The scene suggests peace rather than combat or hostility. Beneath the blue sky and white clouds, officers wear their dress uniforms, weapons are sheathed or slung, and cannons stand silent.

[ RESIGNATION OF GENERAL WASHINGTON ]

The fourth painting that Trumbull completed was Washington Resigning His Commission, executed between the spring of 1822 and the spring of 1824.

The composition depicts the scene on December 23rd, 1783, in the Maryland State House in Annapolis, when George Washington resigned his  commission as commander-in-chief of the Continental Army.

Washington, illuminated by the light falling into the room, stands in uniform before the president of the Continental Congress, Thomas Mifflin, and the delegates, among whom is Thomas Jefferson.

Behind Washington are his aides-de-camp, Colonel Benjamin Walker and Colonel David Humphreys, as well as spectators.

The delegates and spectators direct their attention to Washington as he extends his right hand to return his commission.

The empty chair draped in a cloak, suggestive of a throne covered with a king's robe, symbolizes Washington's act of retiring from his position of power.

Trumbull based the representation of George Washington on one of his own earlier portraits.

[ THE LEGACY OF JOHN TRUMBULL ]

The Rotunda's architecture provides a powerful setting for the paintings.
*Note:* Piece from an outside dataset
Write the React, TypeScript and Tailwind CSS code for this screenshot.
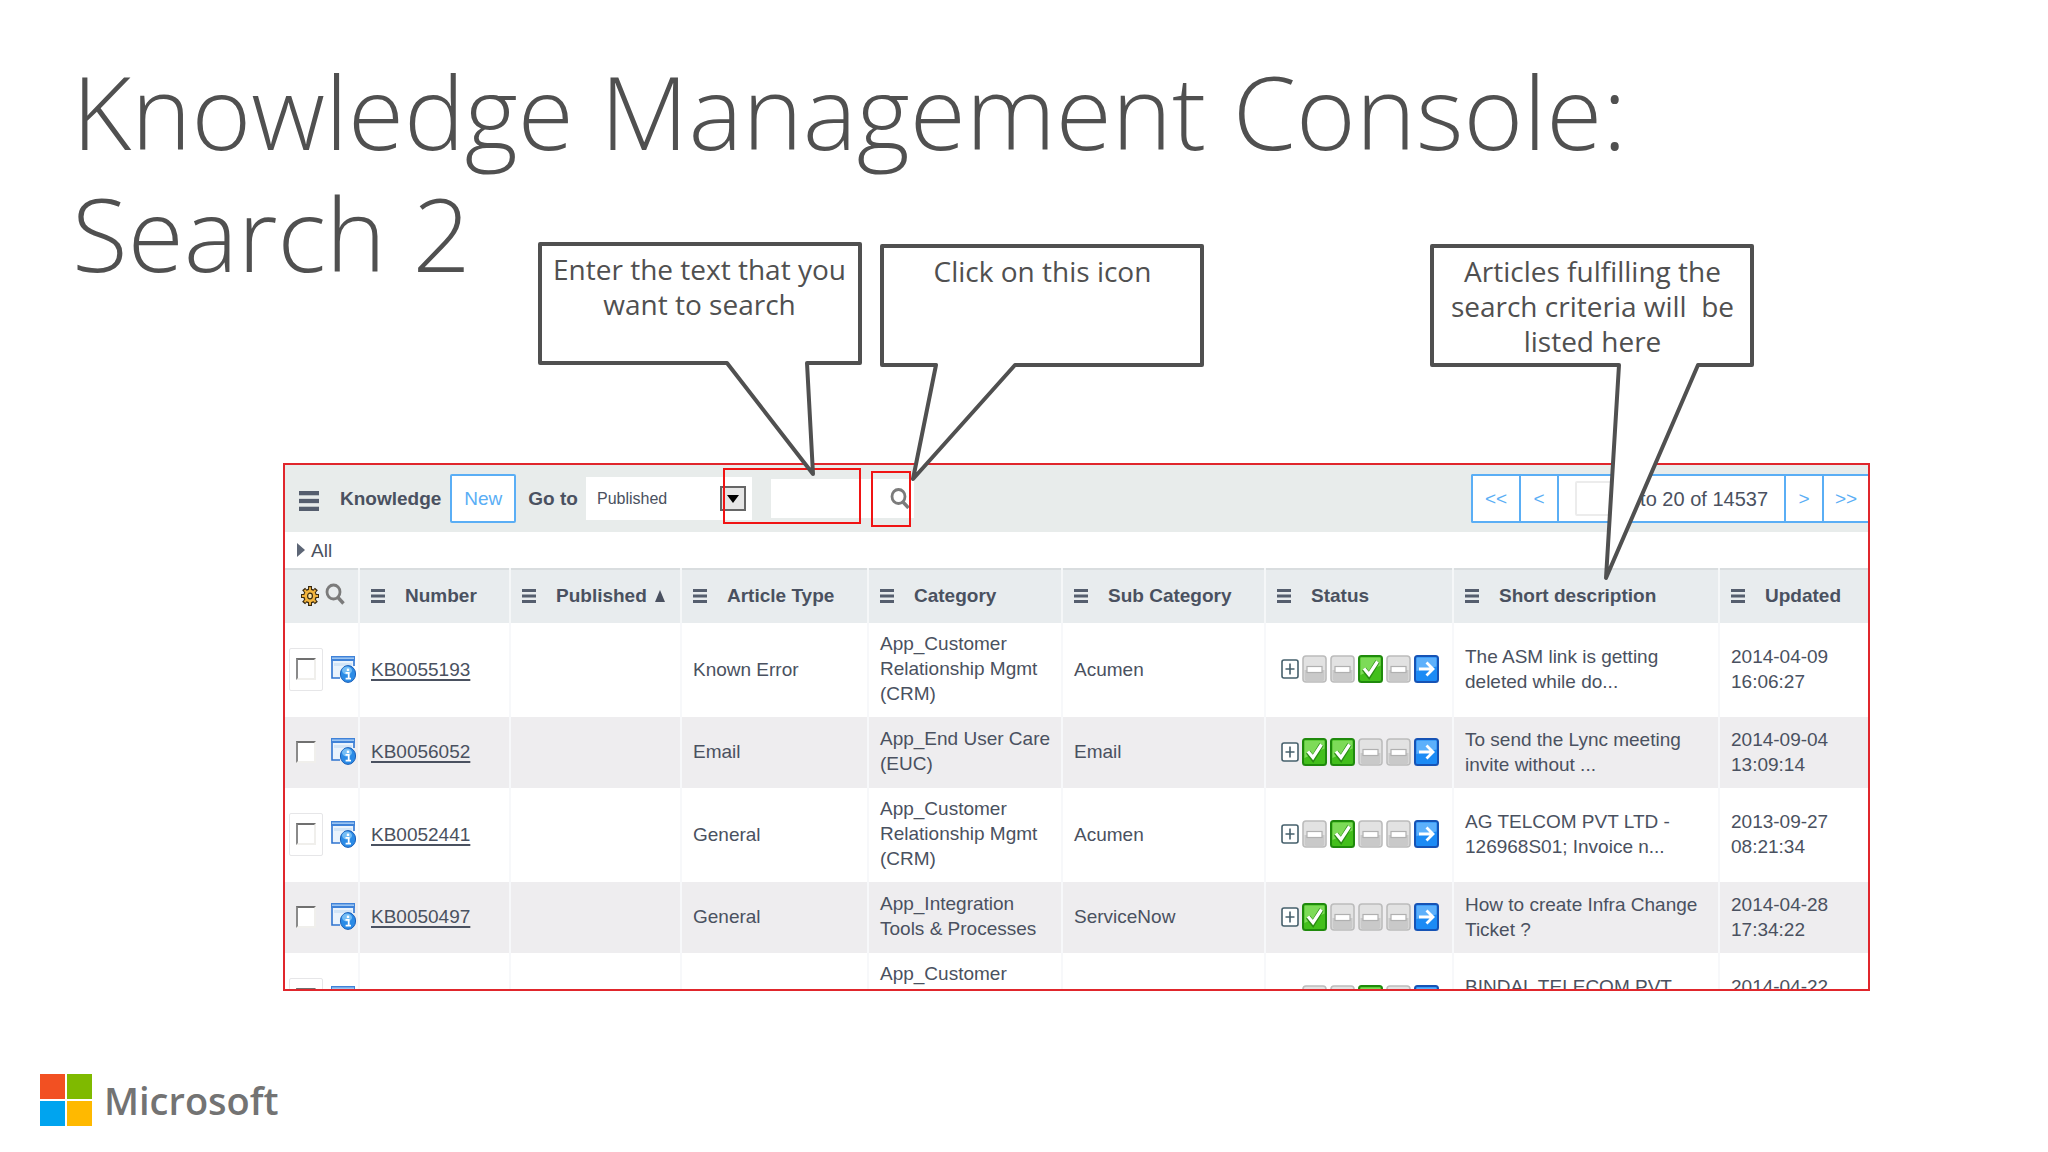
import type { ReactNode } from 'react';

type Step = 'done' | 'skip' | 'next';

const columns = [
  { label: 'Number', width: 'w-[151px]' },
  { label: 'Published', width: 'w-[171px]', sorted: true },
  { label: 'Article Type', width: 'w-[187px]' },
  { label: 'Category', width: 'w-[194px]' },
  { label: 'Sub Category', width: 'w-[203px]' },
  { label: 'Status', width: 'w-[188px]' },
  { label: 'Short description', width: '' },
  { label: 'Updated', width: 'w-[149px]' },
];

const articles: {
  id: string;
  type: string;
  category: string[];
  sub: string;
  steps: Step[];
  description: string[];
  updated: string[];
}[] = [
  {
    id: 'KB0055193',
    type: 'Known Error',
    category: ['App_Customer', 'Relationship Mgmt', '(CRM)'],
    sub: 'Acumen',
    steps: ['skip', 'skip', 'done', 'skip', 'next'],
    description: ['The ASM link is getting', 'deleted while do...'],
    updated: ['2014-04-09', '16:06:27'],
  },
  {
    id: 'KB0056052',
    type: 'Email',
    category: ['App_End User Care', '(EUC)'],
    sub: 'Email',
    steps: ['done', 'done', 'skip', 'skip', 'next'],
    description: ['To send the Lync meeting', 'invite without ...'],
    updated: ['2014-09-04', '13:09:14'],
  },
  {
    id: 'KB0052441',
    type: 'General',
    category: ['App_Customer', 'Relationship Mgmt', '(CRM)'],
    sub: 'Acumen',
    steps: ['skip', 'done', 'skip', 'skip', 'next'],
    description: ['AG TELCOM PVT LTD -', '126968S01; Invoice n...'],
    updated: ['2013-09-27', '08:21:34'],
  },
  {
    id: 'KB0050497',
    type: 'General',
    category: ['App_Integration', 'Tools & Processes'],
    sub: 'ServiceNow',
    steps: ['done', 'skip', 'skip', 'skip', 'next'],
    description: ['How to create Infra Change', 'Ticket ?'],
    updated: ['2014-04-28', '17:34:22'],
  },
  {
    id: '',
    type: '',
    category: ['App_Customer', '', ''],
    sub: '',
    steps: ['skip', 'skip', 'done', 'skip', 'next'],
    description: ['BINDAL TELECOM PVT', ''],
    updated: ['2014-04-22', ''],
  },
];

const MenuIcon = ({ className }: { className: string }) => (
  <svg viewBox="0 0 14 14" preserveAspectRatio="none" className={className} fill="#555e6e" aria-hidden="true">
    <rect width="14" height="3" />
    <rect y="5.5" width="14" height="3" />
    <rect y="11" width="14" height="3" />
  </svg>
);

const SearchIcon = ({ className }: { className: string }) => (
  <svg viewBox="0 0 20 21" className={className} fill="none" stroke="#7b7b7b" aria-hidden="true">
    <ellipse cx="8.5" cy="8.5" rx="6.5" ry="7" strokeWidth="2.8" />
    <path d="M13 14l5.5 6" strokeWidth="3.4" />
  </svg>
);

const GearIcon = () => (
  <svg viewBox="0 0 18 20" className="h-5 w-[18px]" aria-hidden="true">
    <g stroke="#3a2a10" strokeWidth="4">
      <path d="M9 0v20M0 10h18M2.6 3l12.8 14M15.4 3L2.6 17" />
    </g>
    <ellipse cx="9" cy="10" rx="6.8" ry="7.6" fill="#3a2a10" />
    <g stroke="#eeb03c" strokeWidth="2">
      <path d="M9 1.2v17.6M1 10h16M3.5 4l11 12M14.5 4l-11 12" />
    </g>
    <ellipse cx="9" cy="10" rx="5.6" ry="6.2" fill="#f3b63f" />
    <ellipse cx="9" cy="10" rx="2.4" ry="2.8" fill="#f9e3a4" stroke="#3a2a10" strokeWidth="1.2" />
  </svg>
);

const InfoIcon = () => (
  <svg viewBox="0 0 25 27" className="h-[27px] w-[25px] shrink-0" aria-hidden="true">
    <rect x="1" y="1" width="22" height="21" fill="#eaf3fc" />
    <path d="M1 1v21h8M23 1v9" fill="none" stroke="#2f74d0" strokeWidth="1.6" />
    <rect width="24" height="5" fill="#3f82d8" />
    <rect x="1" y="1.4" width="22" height="1.6" fill="#9cc6f2" />
    <rect x="3" y="7" width="18" height="3" fill="#d3e5f7" />
    <ellipse cx="17" cy="18" rx="7.6" ry="8.4" fill="#2b8be6" stroke="#1b5fb8" strokeWidth="1" />
    <ellipse cx="16" cy="14.5" rx="5" ry="4" fill="#74bdf5" />
    <path d="M14.5 16.8h3.2v5.4M14.6 22.6h5.4" fill="none" stroke="#fff" strokeWidth="1.8" />
    <rect x="15.8" y="12.6" width="2.4" height="2.4" fill="#fff" />
  </svg>
);

const StepIcon = ({ step }: { step: Step }) => (
  <svg viewBox="0 0 25 28" className="h-7 w-[25px]" aria-hidden="true">
    {step === 'skip' && (
      <>
        <rect x="1" y="1" width="23" height="26" rx="3" fill="#e2e2e2" stroke="#bcbcbc" strokeWidth="1.6" />
        <path d="M2.5 15h20v9a2 2 0 0 1-2 2h-16a2 2 0 0 1-2-2z" fill="#c9c9c9" />
        <rect x="5" y="11.5" width="15" height="6" fill="#fff" stroke="#b0b0b0" strokeWidth="1.2" />
      </>
    )}
    {step === 'done' && (
      <>
        <rect x="1" y="1" width="23" height="26" rx="2.5" fill="#43bf1c" stroke="#1f8a0c" strokeWidth="2" />
        <path d="M2.5 2.5h20v8L2.5 20z" fill="#7ddb58" />
        <path d="M6 14l5 6.5L19.5 6.5" fill="none" stroke="#2a8c14" strokeWidth="5" />
        <path d="M6 13.5l5 6L19.5 6.5" fill="none" stroke="#fff" strokeWidth="3.2" />
      </>
    )}
    {step === 'next' && (
      <>
        <rect x="1" y="1" width="23" height="26" rx="2.5" fill="#1c8bf5" stroke="#1653b5" strokeWidth="2" />
        <path d="M2.5 2.5h20v9L2.5 16z" fill="#5db0fb" />
        <path d="M5 14h13M12.5 7.5l6.5 6.5-6.5 6.5" fill="none" stroke="#fff" strokeWidth="2.8" />
      </>
    )}
  </svg>
);

const ExpandIcon = () => (
  <svg viewBox="0 0 18 20" className="h-5 w-[18px]" fill="#fff" stroke="#46606c" aria-hidden="true">
    <rect x="1" y="1" width="16" height="18" rx="2" strokeWidth="1.6" />
    <path d="M9 4.5v11M4.5 10h9" strokeWidth="1.6" />
  </svg>
);

const Lines = ({ text }: { text: string[] }) => (
  <>
    {text.map((line, i) => (
      <span key={i} className="block min-h-[25px] whitespace-nowrap">
        {line}
      </span>
    ))}
  </>
);

const Callout = ({
  className,
  outline,
  height,
  children,
}: {
  className: string;
  outline: string;
  height: number;
  children: ReactNode;
}) => (
  <div className={`absolute w-[325px] ${className}`}>
    <svg width="325" height={height} className="absolute left-0 top-0" aria-hidden="true">
      <path d={outline} fill="#fff" stroke="#505050" strokeWidth="4" strokeLinejoin="round" />
    </svg>
    <p className="relative whitespace-pre pt-[10px] text-center font-['Open_Sans','Noto_Sans',sans-serif] text-[28px] leading-[35px] text-[#505050]">
      {children}
    </p>
  </div>
);

const Toolbar = () => (
  <div className="flex h-[67px] items-center bg-[#e8eceb] pl-[14px]">
    <button type="button" aria-label="List menu" className="mr-[21px] mt-1">
      <MenuIcon className="h-5 w-5" />
    </button>
    <h2 className="mr-[9px] font-bold">Knowledge</h2>
    <button
      type="button"
      className="mr-3 h-[49px] w-[66px] rounded-xs border-2 border-[#5aaef5] bg-white text-[#5aaef5]"
    >
      New
    </button>
    <label htmlFor="goto" className="mr-2 font-bold">
      Go to
    </label>
    <div className="relative mr-[19px]">
      <select id="goto" className="h-[43px] w-[166px] appearance-none bg-white pl-[11px] text-base">
        <option>Published</option>
      </select>
      <span className="pointer-events-none absolute right-1.5 top-[9px] flex h-[25px] w-[26px] items-center justify-center border-2 border-[#666] bg-[#e6e6e6]">
        <svg viewBox="0 0 12 8" className="h-2 w-3" aria-hidden="true">
          <path d="M0 0h12L6 8z" />
        </svg>
      </span>
    </div>
    <div className="flex h-[39px] w-[143px] items-center bg-white pr-1">
      <input aria-label="Search text" className="h-full min-w-0 flex-1 px-2 outline-none" />
      <button type="button" aria-label="Search">
        <SearchIcon className="h-[21px] w-5" />
      </button>
    </div>
    <nav className="ml-auto flex h-[49px] items-stretch divide-x-2 divide-[#5aaef5] rounded-l-xs border-2 border-r-0 border-[#5aaef5] bg-white text-[#5aaef5]">
      <button type="button" className="w-12">
        &lt;&lt;
      </button>
      <button type="button" className="w-[38px]">
        &lt;
      </button>
      <label className="flex w-[227px] items-center justify-between pl-4 pr-4 text-xl text-[#4a5160]">
        <input aria-label="First row" className="h-[35px] w-[60px] rounded-xs border-2 border-[#ececec]" />
        to 20 of 14537
      </label>
      <button type="button" className="w-[38px]">
        &gt;
      </button>
      <button type="button" className="w-11">
        &gt;&gt;
      </button>
    </nav>
  </div>
);

const ArticleTable = () => (
  <table className="w-full table-fixed border-collapse">
    <thead>
      <tr className="h-[54px] border-t-2 border-[#d9dddf] bg-[#e8ecee] [&>th]:pb-0.5">
        <th scope="col" className="w-[74px] pl-4">
          <span className="flex items-center gap-1.5">
            <GearIcon />
            <SearchIcon className="-mt-1 h-[22px] w-5" />
          </span>
        </th>
        {columns.map((column) => (
          <th key={column.label} scope="col" className={`border-l-2 border-[#f5f7f8] pl-[11px] text-left ${column.width}`}>
            <span className="flex items-center whitespace-nowrap">
              <MenuIcon className="mr-5 h-[14px] w-[14px] shrink-0" />
              {column.label}
              {column.sorted && (
                <svg viewBox="0 0 10 12" className="ml-2 h-3 w-2.5" fill="#4a5160" aria-hidden="true">
                  <path d="M5 0l5 12H0z" />
                </svg>
              )}
            </span>
          </th>
        ))}
      </tr>
    </thead>
    <tbody>
      {articles.map((article, index) => (
        <tr
          key={index}
          className="h-[71px] odd:bg-white even:bg-[#eeedef] [&>td]:pb-0.5 [&>td+td]:border-l-2 [&>td+td]:border-[#f7f8fa] [&>td+td]:pl-[11px]"
        >
          <td className="pl-1">
            <span className="flex items-center gap-2">
              <span
                className={`flex h-[43px] w-[34px] shrink-0 items-center justify-center rounded-xs border ${
                  index % 2 === 0 ? 'border-[#e6e6e8]' : 'border-transparent'
                }`}
              >
                <input
                  type="checkbox"
                  aria-label={`Select ${article.id}`}
                  className="h-[22px] w-5 appearance-none border-2 border-b-[#f0efec] border-l-[#8a8a8a] border-r-[#f0efec] border-t-[#707070] bg-white"
                />
              </span>
              <InfoIcon />
            </span>
          </td>
          <td>
            {article.id && (
              <a href={`#${article.id}`} className="underline decoration-2 underline-offset-3">
                {article.id}
              </a>
            )}
          </td>
          <td />
          <td>{article.type}</td>
          <td>
            <div className="pb-[9px] pt-2">
              <Lines text={article.category} />
            </div>
          </td>
          <td>{article.sub}</td>
          <td>
            <span className="flex items-center gap-[3px] pl-1">
              <ExpandIcon />
              {article.steps.map((step, i) => (
                <StepIcon key={i} step={step} />
              ))}
            </span>
          </td>
          <td>
            <Lines text={article.description} />
          </td>
          <td>
            <Lines text={article.updated} />
          </td>
        </tr>
      ))}
    </tbody>
  </table>
);

const Logo = () => (
  <div className="flex items-center gap-3">
    <div className="grid grid-cols-2 gap-[2px]">
      <div className="size-[25px] bg-[#f25022]" />
      <div className="size-[25px] bg-[#7fba00]" />
      <div className="size-[25px] bg-[#00a4ef]" />
      <div className="size-[25px] bg-[#ffb900]" />
    </div>
    <span className="font-['Open_Sans','Noto_Sans',sans-serif] text-[38px] font-semibold leading-[52px] text-[#737373]">
      Microsoft
    </span>
  </div>
);

export default function App() {
  return (
    <div className="flex min-h-screen flex-col overflow-x-hidden bg-white">
      <h1 className="px-[72px] pt-[50px] font-['Open_Sans','Noto_Sans',sans-serif] text-[102px] font-light leading-[122px] text-[#505050]">
        Knowledge Management Console:
        <br />
        Search 2
      </h1>

      <main className="relative ml-[283px] mr-[178px] mt-[169px] font-['Liberation_Sans',Arial,sans-serif] text-[19px] leading-[25px] text-[#4a5160]">
        <section className="h-[528px] overflow-hidden border-2 border-[#e0262c]">
          <Toolbar />
          <div className="flex h-9 items-center gap-1.5 pl-3">
            <svg viewBox="0 0 8 14" className="h-[14px] w-2" fill="#5d6676" aria-hidden="true">
              <path d="M0 0l8 7-8 7z" />
            </svg>
            All
          </div>
          <ArticleTable />
        </section>

        {/* highlighted controls */}
        <div className="pointer-events-none absolute left-[440px] top-[5px] h-[56px] w-[138px] border-2 border-[#f01414]" />
        <div className="pointer-events-none absolute left-[588px] top-[8px] h-[56px] w-10 border-2 border-[#f01414]" />

        <Callout
          className="left-[254px] top-[-221px]"
          height={240}
          outline="M3 2H323V121H270L276 232L190 121H3z"
        >
          {'Enter the text that you\nwant to search'}
        </Callout>
        <Callout
          className="left-[597px] top-[-219px]"
          height={240}
          outline="M2 2H322V121H135L33 235L56 121H2z"
        >
          {'Click on this icon'}
        </Callout>
        <Callout
          className="right-[115px] top-[-219px]"
          height={340}
          outline="M2 2H322V121H268L176 334L189 121H2z"
        >
          {'Articles fulfilling the\nsearch criteria will  be\nlisted here'}
        </Callout>
      </main>

      <footer className="mt-[83px] pl-10">
        <Logo />
      </footer>
    </div>
  );
}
From a distance, the spectator cannot make out the individual portraits that constitute the mosaic of faces Trumbull painted into each scene. It is only when we get close that we can discern the facial features of young and old, farmers, merchants, and soldiers.

One could conclude that in some ways Trumbull sacrificed the whole for the parts, driven as he was by a notion of authenticity rooted in painstaking realism — that is, the realism of individual portraits.

Because Trumbull's mission was to convey the values he viewed as foundational to American democracy as he understood it: honor on the battlefield, self-restraint, and rational and orderly debate. He had to memorialize the actors central to the events he depicted.

However, today, two centuries later, the actions of the people Trumbull portrayed, rather than their faces, may resonate more for viewers.